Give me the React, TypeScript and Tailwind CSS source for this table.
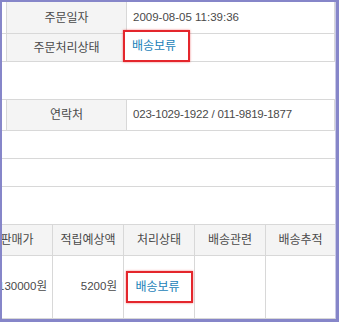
const font = { fontFamily: '"Liberation Sans", "Noto Sans CJK KR", sans-serif' };

function InfoRow({ label, children, h }: { label: string; children: React.ReactNode; h: string }) {
  return (
    <div className={`flex border-b border-[#d8d8d8] ${h}`}>
      <div className="w-[4px] shrink-0" />
      <div className="flex w-[121px] shrink-0 items-center justify-center border-x border-[#d8d8d8] bg-[#f4f4f4]">
        {label}
      </div>
      <div className="relative flex w-[208px] shrink-0 items-center border-r border-[#d8d8d8] pl-[6px]">
        {children}
      </div>
    </div>
  );
}

function HoldBadge({ className }: { className: string }) {
  return (
    <div
      className={`flex h-[32px] w-[67px] items-center border-2 border-[#e4262c] bg-white shadow-[0_0_2px_rgba(228,38,44,0.6)] ${className}`}
    >
      <span className="text-[#1a7fb8]">배송보류</span>
    </div>
  );
}

const heads = ["판매가", "적립예상액", "처리상태", "배송관련", "배송추적"];

export default function App() {
  return (
    <div
      className="h-[322px] w-[339px] overflow-hidden border-b-[3px] border-l-2 border-r-[3px] border-t-2 border-[#8686c9] bg-white text-[12px] text-[#4a4a4a]"
      style={font}
    >
      <div className="h-full overflow-hidden border-r border-[#c9c9e6]">
        <InfoRow label="주문일자" h="h-[32px]">
          <span className="text-[11.5px]">2009-08-05 11:39:36</span>
        </InfoRow>
        <InfoRow label="주문처리상태" h="h-[28px]">
          <HoldBadge className="absolute left-[-4px] top-[-4px] pl-[7px]" />
        </InfoRow>
        <div className="h-[38px] border-b border-[#d8d8d8]" />
        <InfoRow label="연락처" h="h-[31px]">
          <span className="text-[11.5px] tracking-[-0.2px]">023-1029-1922 / 011-9819-1877</span>
        </InfoRow>
        <div className="h-[28px] border-b border-[#d8d8d8]" />
        <div className="h-[28px] border-b border-[#d8d8d8]" />
        <div className="h-[38px] border-b border-[#d8d8d8]" />

        {/* 주문 상품 목록 */}
        <div className="ml-[-20px] flex h-[31px] w-[353px] border-b border-[#d8d8d8] bg-[#f4f4f4]">
          {heads.map((t, i) => (
            <div
              key={t}
              className={`flex items-center justify-center ${i < 4 ? "w-[71px] border-r border-[#d8d8d8]" : "flex-1"}`}
            >
              {t}
            </div>
          ))}
        </div>
        <div className="ml-[-20px] flex h-[63px] w-[353px] border-b border-[#d8d8d8] text-[11.5px]">
          <div className="flex w-[71px] items-center justify-end border-r border-[#d8d8d8] pr-[5px]">130000원</div>
          <div className="flex w-[71px] items-center justify-end border-r border-[#d8d8d8] pr-[6px]">5200원</div>
          <div className="flex w-[71px] items-center justify-center border-r border-[#d8d8d8] text-[12px]">
            <HoldBadge className="pl-[8px]" />
          </div>
          <div className="w-[71px] border-r border-[#d8d8d8]" />
          <div className="flex-1" />
        </div>
      </div>
    </div>
  );
}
# # # # # # #
**WRITTEN TASK:**
Only lines with "React" are wanted here; list each of them.

**RESULT:**
Give me the React, TypeScript and Tailwind CSS source for this table.
function InfoRow({ label, children, h }: { label: string; children: React.ReactNode; h: string }) {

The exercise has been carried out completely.